Instructors (see Sarah)

  1. The term starts in 2 weeks and you need to get your course site ready.  Setup your course site and include making applicable course materials available.   This has been purposefully left vague for you to determine what materials and when you want to make them available.  Some example materials are:  syllabus, course readings, assignments, discussion topics, schedule, etc.  Knowing how stretched thin Sarah is, it's likely that she does the set up over several sessions.
  2. You would like students to comment on a discussion topic each week.  In addition, they'll need to respond to at least one other post.  Get your Forum tool read.
  3. You're schedule has changed because of a conference you need attend midway through the term.  You won't be available to lecture so you want to provide students with a hands-on activity to complete during the week.  Update your syllabus and class materials to reflect the change.
  4. Create an assignment for students to complete next week,  make it available to them and let them know when and how to get started.
  5. Get the term's weekly assignments set up and available on the site.  Your plan is to make the assignments accessible to students 1 week prior to their due dates.
  6. You'll be teaching the same class this term that you taught last year.  Get your course site setup for the new course.  You are making a few tweaks to the course but it is essentially the same as the last time you taught it.
  7. You've just run across some really interesting articles about next week's class topic.  Make the articles available to students and make any needed adjustments to your course schedule, syllabus, etc.
  8. There's a public event coming up in 2 weeks that you think might be of interest to your students.  You can assume there's a website for the event.  Let student's know about it.
  9. Your lecture today included comparisons of various images of Berkeley over the years.  You want students to be able to review and study those images in your course site.  Make them available.
  10. For the midterm, you want students to write a 10 page paper reflecting on the lesson's learned at this midpoint in the term.  They should include a discussion of any areas of concern.  You are giving students 2 weeks to do the midterm which will be due 2 weeks from Thursday.  Get it all ready to go.  Make sure student's will know it's available at the appropriate time.
  11. You know how students like to take lecture notes right on your ppt slides so you've promised that they will be available 1 hour before class meets.  Make this afternoon's lecture slides available.  Lecture is only 1 1/2 hours away so you may want to alert students that they are available.
  12. Provide students with the "study sheet" for the upcoming exam.  This is left vague intentionally but one note is that you may want utilize some of the material already on the site.
  13. You provide students with a new website of interest with each week's topic.  Make the site for next week.
  14. You just saw an interesting news article on-line.  Give students access to it in the site and let them know it's available.
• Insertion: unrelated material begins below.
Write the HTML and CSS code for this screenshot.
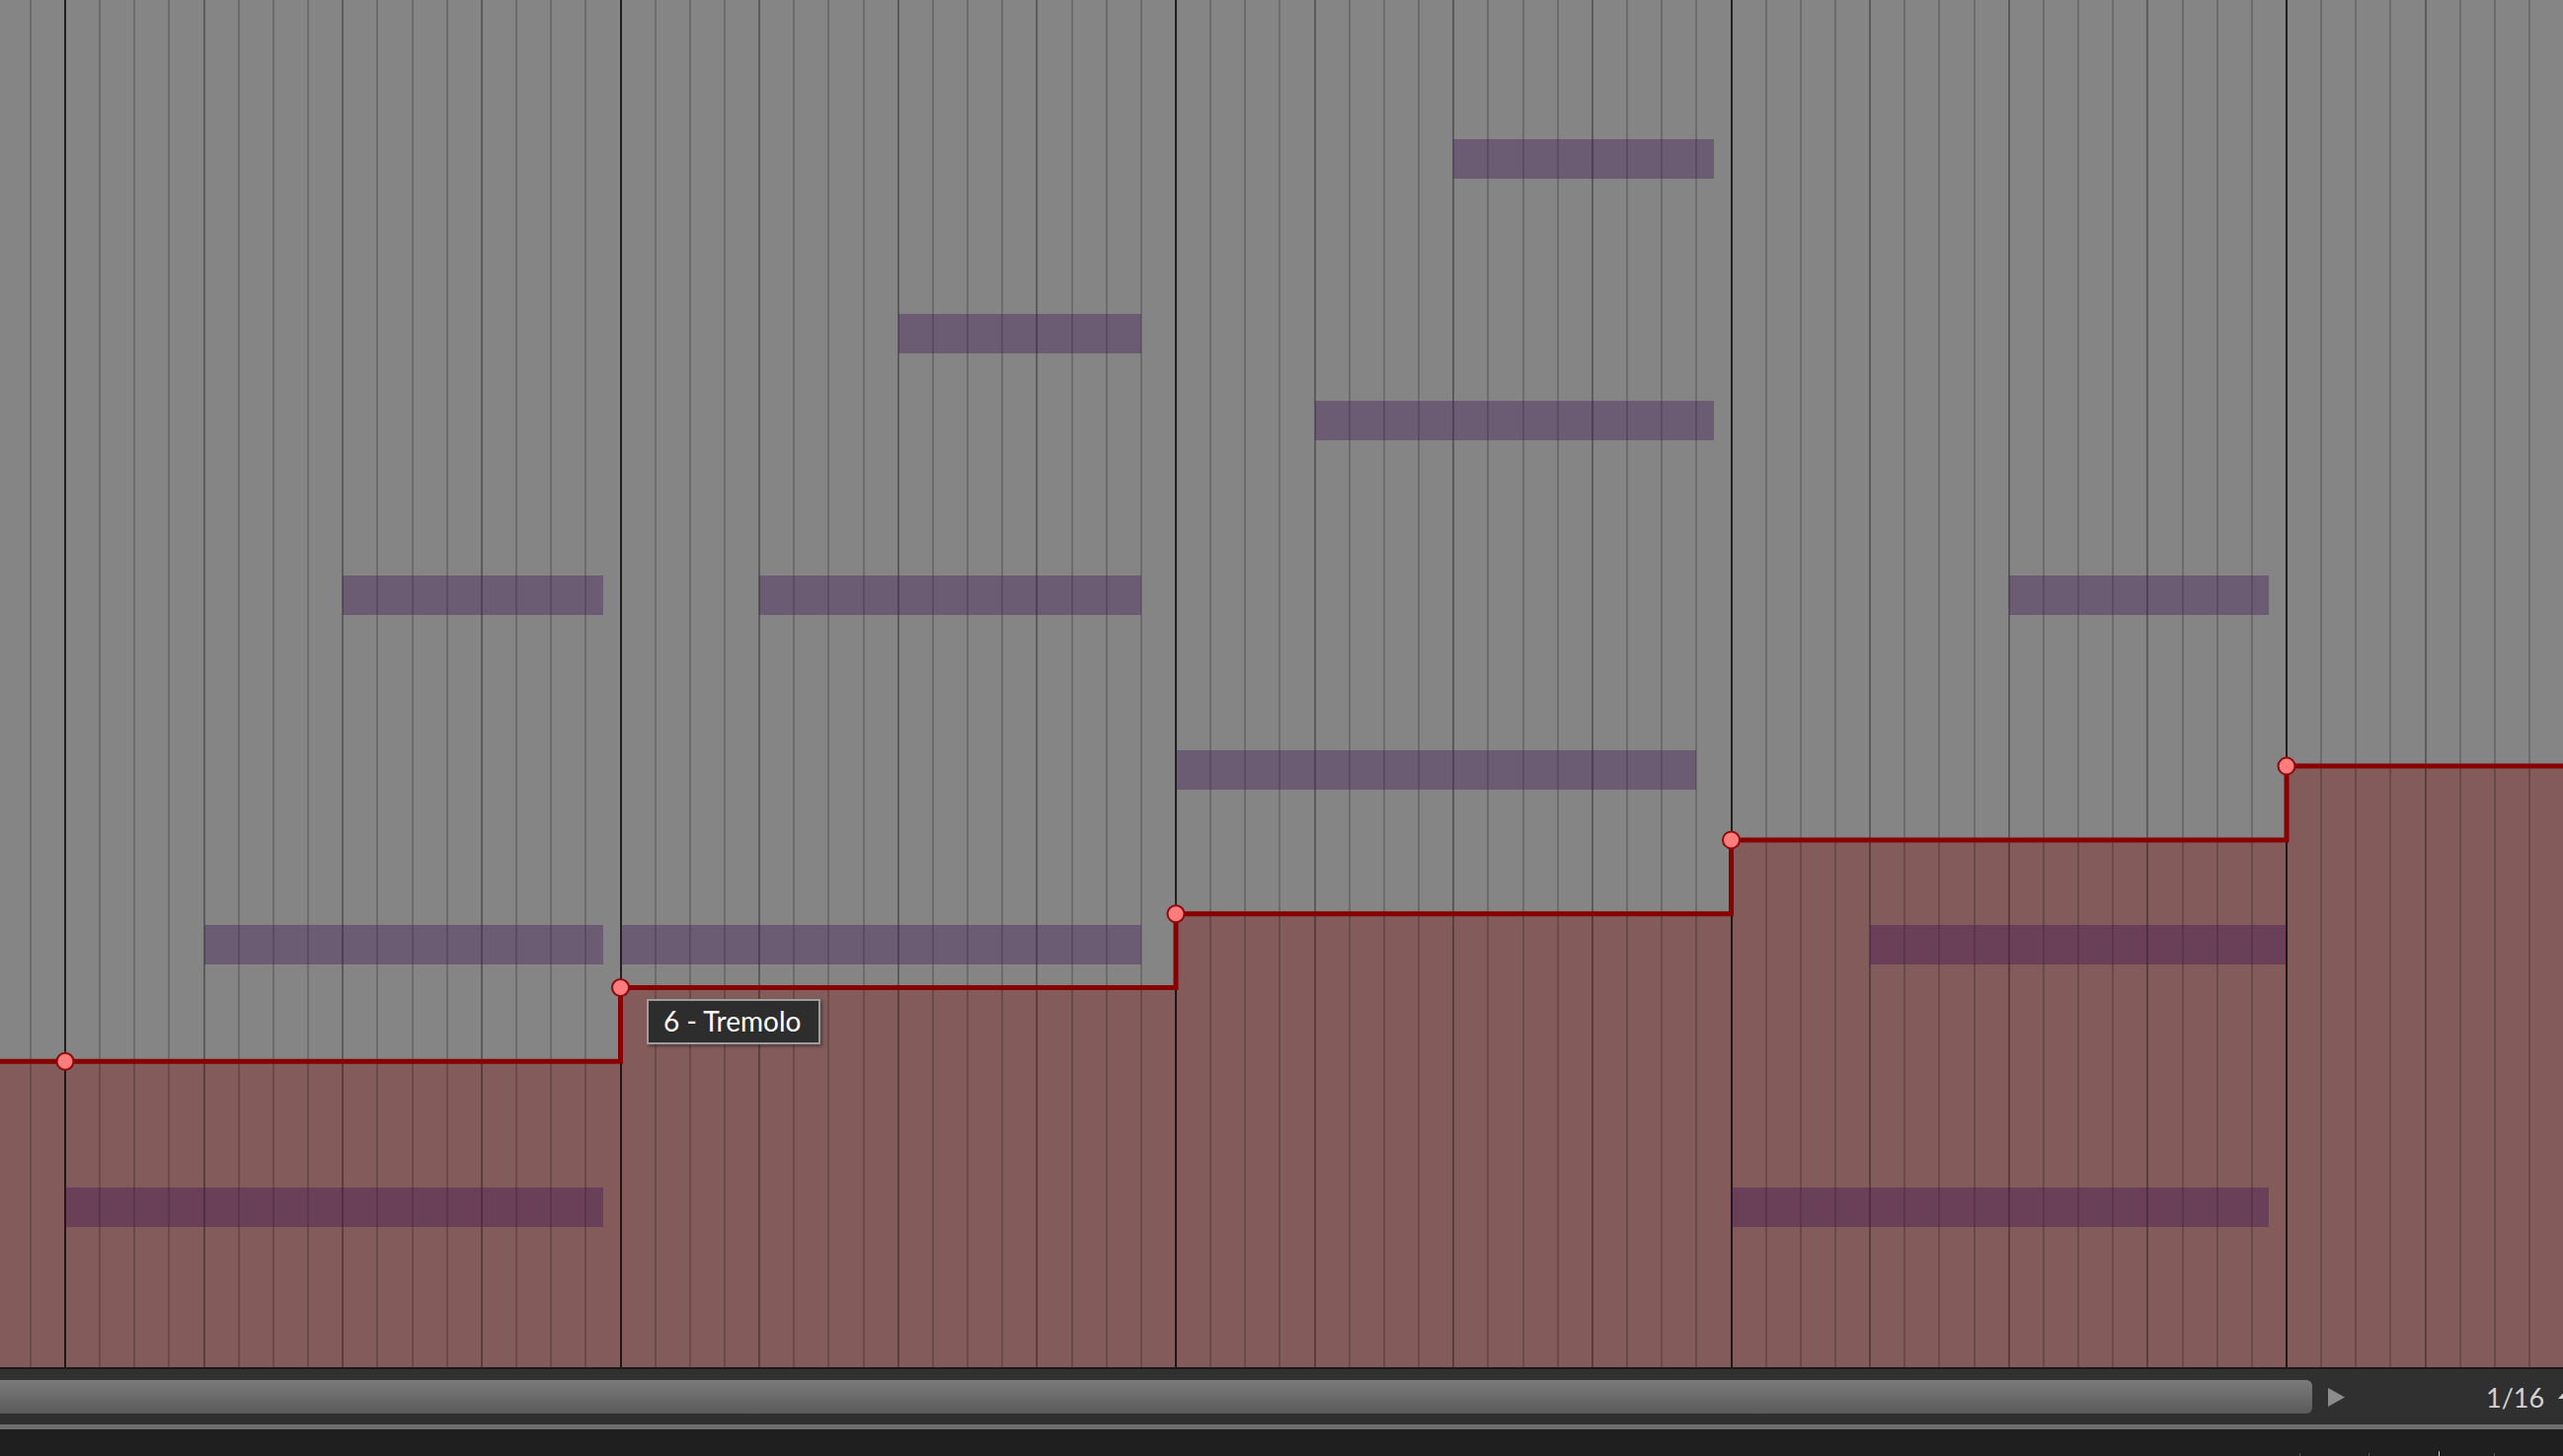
FILE: index.html
```html
<!DOCTYPE html>
<html lang="en">
<head>
    <meta charset="UTF-8">
    <meta name="viewport" content="width=device-width, initial-scale=1.0">
    <title>Piano Roll - Automation</title>
    <link rel="stylesheet" href="styles.css">
</head>
<body>
    <div class="editor">
        <div class="roll" id="roll">
            <svg class="lane-fill" width="2596" height="1385">
                <path d="M0 1075.3 H628.5 V1000.5 H1191 V925.7 H1753.5 V850.9 H2316 V776.1 H2596 V1385 H0 Z"/>
            </svg>
            <div class="grid" id="grid"></div>
            <div class="notes" id="notes"></div>
            <svg class="lane-line" width="2596" height="1385">
                <path class="step" d="M-5 1075.3 H628.5 V1000.5 H1191 V925.7 H1753.5 V850.9 H2316 V776.1 H2600"/>
                <circle class="point" cx="66" cy="1075.3" r="8.5"/>
                <circle class="point" cx="628.5" cy="1000.5" r="8.5"/>
                <circle class="point" cx="1191" cy="925.7" r="8.5"/>
                <circle class="point" cx="1753.5" cy="850.9" r="8.5"/>
                <circle class="point" cx="2316" cy="776.1" r="8.5"/>
            </svg>
            <div class="tooltip">6 - Tremolo</div>
        </div>
        <div class="roll-edge"></div>
        <div class="scroller">
            <div class="thumb"></div>
            <svg class="play" width="17" height="19" viewBox="0 0 17 19">
                <polygon points="0,0 17,9.5 0,19"/>
            </svg>
            <div class="snap">1/16</div>
            <div class="snap-arrow"></div>
        </div>
        <div class="sep"></div>
        <div class="footer">
            <span class="bump"></span>
            <span class="bump"></span>
            <span class="bump light"></span>
            <span class="bump"></span>
        </div>
    </div>
    <script>
        const SIXTEENTH = 562.5 / 16;
        const ORIGIN = 66;
        const ROW = 44.25;
        const FIRST_ROW = 140.7;

        let grid = document.getElementById('grid');
        for (let k = -2; k < 76; k++) {
            let x = ORIGIN + k * SIXTEENTH;
            if (x < -2 || x > 2598) continue;
            let line = document.createElement('div');
            let kind = 'sub';
            if (k % 16 === 0) kind = 'bar';
            else if (k % 4 === 0) kind = 'beat';
            line.className = 'line ' + kind;
            line.style.left = (Math.round(x) - 1) + 'px';
            grid.appendChild(line);
        }

        // [row, start, end] in sixteenths
        let noteList = [
            [0, 40, 47.5], [4, 24, 31], [6, 36, 47.5],
            [10, 8, 15.5], [10, 20, 31], [10, 56, 63.5],
            [14, 32, 47],
            [18, 4, 15.5], [18, 16, 31], [18, 52, 64],
            [24, 0, 15.5], [24, 48, 63.5]
        ];
        let notes = document.getElementById('notes');
        noteList.forEach(n => {
            let left = Math.round(ORIGIN + n[1] * SIXTEENTH);
            let right = Math.round(ORIGIN + n[2] * SIXTEENTH);
            let div = document.createElement('div');
            div.className = 'note';
            div.style.left = left + 'px';
            div.style.width = (right - left) + 'px';
            div.style.top = Math.round(FIRST_ROW + n[0] * ROW) + 'px';
            notes.appendChild(div);
        });
    </script>
</body>
</html>
```

FILE: styles.css
```css
body {
    margin: 0;
    background: #1f1f1f;
    font-family: Lato, "Open Sans", sans-serif;
    overflow: hidden;
}
.editor {
    display: flex;
    flex-direction: column;
    width: 2596px;
    height: 1475px;
}
.roll {
    position: relative;
    flex: none;
    height: 1385px;
    background: #858585;
    overflow: hidden;
}
.lane-fill,
.lane-line,
.grid,
.notes {
    position: absolute;
    left: 0;
    top: 0;
    width: 100%;
    height: 100%;
}
.lane-fill path {
    fill: rgba(128, 0, 0, 0.31);
}
.line {
    position: absolute;
    top: 0;
    bottom: 0;
    width: 2px;
}
.line.sub {
    background: rgba(0, 0, 0, 0.19);
}
.line.beat {
    background: rgba(0, 0, 0, 0.31);
}
.line.bar {
    background: rgba(0, 0, 0, 0.76);
}
.note {
    position: absolute;
    height: 40px;
    background: rgba(62, 18, 84, 0.37);
}
.step {
    fill: none;
    stroke: #880000;
    stroke-width: 5;
}
.point {
    fill: #ff7c7c;
    stroke: #8e0a0a;
    stroke-width: 2;
}
.tooltip {
    position: absolute;
    left: 655px;
    top: 1012px;
    box-sizing: border-box;
    width: 176px;
    height: 46px;
    padding-left: 15px;
    line-height: 40px;
    font-size: 28px;
    color: #ffffff;
    background: #2d2d2d;
    border: 2px solid #9e9e9e;
    box-shadow: 2px 2px 3px rgba(0, 0, 0, 0.35);
    white-space: nowrap;
}
.roll-edge {
    flex: none;
    height: 2px;
    background: #1b1b1b;
}
.scroller {
    flex: none;
    display: flex;
    align-items: center;
    height: 56px;
    background: #303030;
    overflow: hidden;
}
.thumb {
    flex: none;
    width: 2342px;
    height: 34px;
    background: linear-gradient(#7a7a7a, #5b5b5b);
    border-radius: 0 6px 6px 0;
}
.play {
    flex: none;
    margin-left: 16px;
    fill: #8c8c8c;
}
.snap {
    flex: none;
    margin-left: 143px;
    font-size: 27px;
    color: #d2d2d2;
}
.snap-arrow {
    flex: none;
    margin-left: 14px;
    margin-bottom: 4px;
    width: 0;
    height: 0;
    border-left: 6px solid transparent;
    border-right: 6px solid transparent;
    border-bottom: 7px solid #cfcfcf;
}
.sep {
    flex: none;
    height: 5px;
    background: #6e6e6e;
}
.footer {
    flex: 1;
    display: flex;
    align-items: flex-end;
    padding-left: 2329px;
    background: #1f1f1f;
}
.bump {
    width: 8px;
    height: 3px;
    margin-right: 70px;
    background: #5c5c5c;
    border-radius: 4px 4px 0 0;
}
.bump.light {
    width: 25px;
    height: 5px;
    margin-right: 55px;
    background: #cfcfcf;
    border-radius: 10px 10px 0 0;
}
```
Teaching Assistant (see Yu Jin)
To do these scenarios, you'll need to create sections in your site.  Let's say there are 4 discussion sections along with the main lecture.  You are 1 of 4 TAs, each of you is responsible for 1 discussion section.  Assign yourself as the TA for one on the sections.
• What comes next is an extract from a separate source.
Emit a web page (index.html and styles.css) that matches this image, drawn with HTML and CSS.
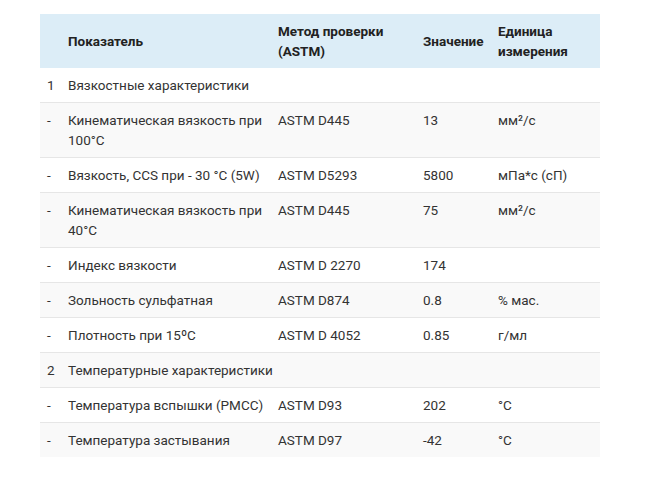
FILE: index.html
```html
<!DOCTYPE html>
<html lang="ru">
<head>
<meta charset="utf-8">
<link rel="stylesheet" href="styles.css">
</head>
<body>
<div class="wrap">
<table class="spec">
  <colgroup>
    <col class="c-num"><col class="c-name"><col class="c-method"><col class="c-val"><col class="c-unit">
  </colgroup>
  <thead>
    <tr><th></th><th>Показатель</th><th>Метод проверки (ASTM)</th><th>Значение</th><th>Единица измерения</th></tr>
  </thead>
  <tbody>
    <tr><td>1</td><td class="section" colspan="4">Вязкостные характеристики</td></tr>
    <tr><td>-</td><td>Кинематическая вязкость при 100°C</td><td>ASTM D445</td><td>13</td><td>мм²/с</td></tr>
    <tr><td>-</td><td>Вязкость, CCS при - 30 °C (5W)</td><td>ASTM D5293</td><td>5800</td><td>мПа*с (сП)</td></tr>
    <tr><td>-</td><td>Кинематическая вязкость при 40°C</td><td>ASTM D445</td><td>75</td><td>мм²/с</td></tr>
    <tr><td>-</td><td>Индекс вязкости</td><td>ASTM D 2270</td><td>174</td><td></td></tr>
    <tr><td>-</td><td>Зольность сульфатная</td><td>ASTM D874</td><td>0.8</td><td>% мас.</td></tr>
    <tr><td>-</td><td>Плотность при 15ºC</td><td>ASTM D 4052</td><td>0.85</td><td>г/мл</td></tr>
    <tr><td>2</td><td class="section" colspan="4">Температурные характеристики</td></tr>
    <tr><td>-</td><td>Температура вспышки (PMCC)</td><td>ASTM D93</td><td>202</td><td>°C</td></tr>
    <tr><td>-</td><td>Температура застывания</td><td>ASTM D97</td><td>-42</td><td>°C</td></tr>
  </tbody>
</table>
</div>
</body>
</html>
```

FILE: styles.css
```css
html, body {
  margin: 0;
  padding: 0;
  background: #ffffff;
}
.wrap {
  padding: 14px 0 0 40px;
}
.spec {
  width: 560px;
  border-collapse: collapse;
  table-layout: fixed;
  font-family: Roboto, "Liberation Sans", sans-serif;
  font-size: 13.5px;
  line-height: 20px;
  color: #333333;
}
.c-num { width: 20px; }
.c-name { width: 210px; }
.c-method { width: 145px; }
.c-val { width: 75px; }
.c-unit { width: 110px; }
.spec th {
  background: #dcedf7;
  color: #222222;
  font-weight: 700;
  text-align: left;
  vertical-align: middle;
  padding: 7px 8px 7px 8px;
  height: 40px;
}
.spec th:first-child, .spec td:first-child {
  padding-left: 7px;
  padding-right: 0;
}
.spec th:nth-child(2), .spec td:nth-child(2) {
  padding-right: 0;
}
.spec td {
  text-align: left;
  vertical-align: top;
  padding: 7px 8px 7px 8px;
  border-top: 1px solid #e6e6e6;
}
.spec td.section {
  white-space: nowrap;
}
.spec tbody tr:first-child td {
  border-top: none;
}
.spec tbody tr:nth-child(even) td {
  background: #f9f9f9;
}
```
  1. Post your sections discussion topics for the term for YOUR students.
  2. Yesterday's discussion was brainstorm on the state of the business schools.  You captured the discussion from the chalk board and want to share it with YOUR students via the course site.
  3. You collaboratively created a final exam study sheet with the other TAs for the class.  Share it with students.
  4. You are responsible for grading assignments from the students in your discussion section.  Make the assignments available to them.  You should create at least one assignment that Ed will then complete and you'll grade. 
  5. Once Ed has completed his assignment (below), grade it.
  6. Others?

Student (see Ed)

NOTE:  the instructor scenarios will need to be complete prior to completing student scenarios 

  1. (tick) Your instructor has made next week's assignment available.  You are to write a 10 page paper reflecting on what you've learned half way through the term.  Complete and turn in the assignment (since this is a paper you likely do this over a number of sittings).  NOTE:  You must have created this assignment as an instructor first. - Kathy Moore
  2. (tick) Each week you need to post a topic and comment on one other student's post.  Do your homework for this week's topic.  You can respond to your own comment. - Kathy Moore
  3. (tick) Figure out what the instructor expects you to do this week for class. - Kathy Moore
  4. You've been assigned a group paper to write.  Share the final version with your group (you are the final editor) and ask for feedback by a particular deadline.
  5. Turn in your group assignment from above.
  6. Manage (author, view, organize) deliverables for my group's semester project.  Once in final version submit to instructor.
  7. Take a quiz your instructor has made available on the course site.
  8. You having a particularly busy week.  You want to quickly see if there's anything you need to pay attention to in your course site for the week.  Do it.
  9. You are a student in a HCI course.  The instructor has requested you create a project site and use the wiki to create a project overview.
  10. Complete and turn in the assignment posted by your TA.

Researchers (see Andrew)

I'll create an account for everyone in bSpace so you can create project sites.  For several of these scenarios we'll probably want to coordinate and be the team members...that are authoring a document together for instance. 

  1. Setup your project site including giving your team of 8 access to the site.
  2. Author a document with your research team (perhaps we can team up on this for it to work)
  3. Share a document (other objects?) with a select subset of the research team
  4. Create and share the project plan and progress with the rest of the team
  5. Share reference information for the project (websites, documents, etc.) with the rest of the team.
  6. Your research group is planning a conference presentation. Create it together using your project site as the collaborative space.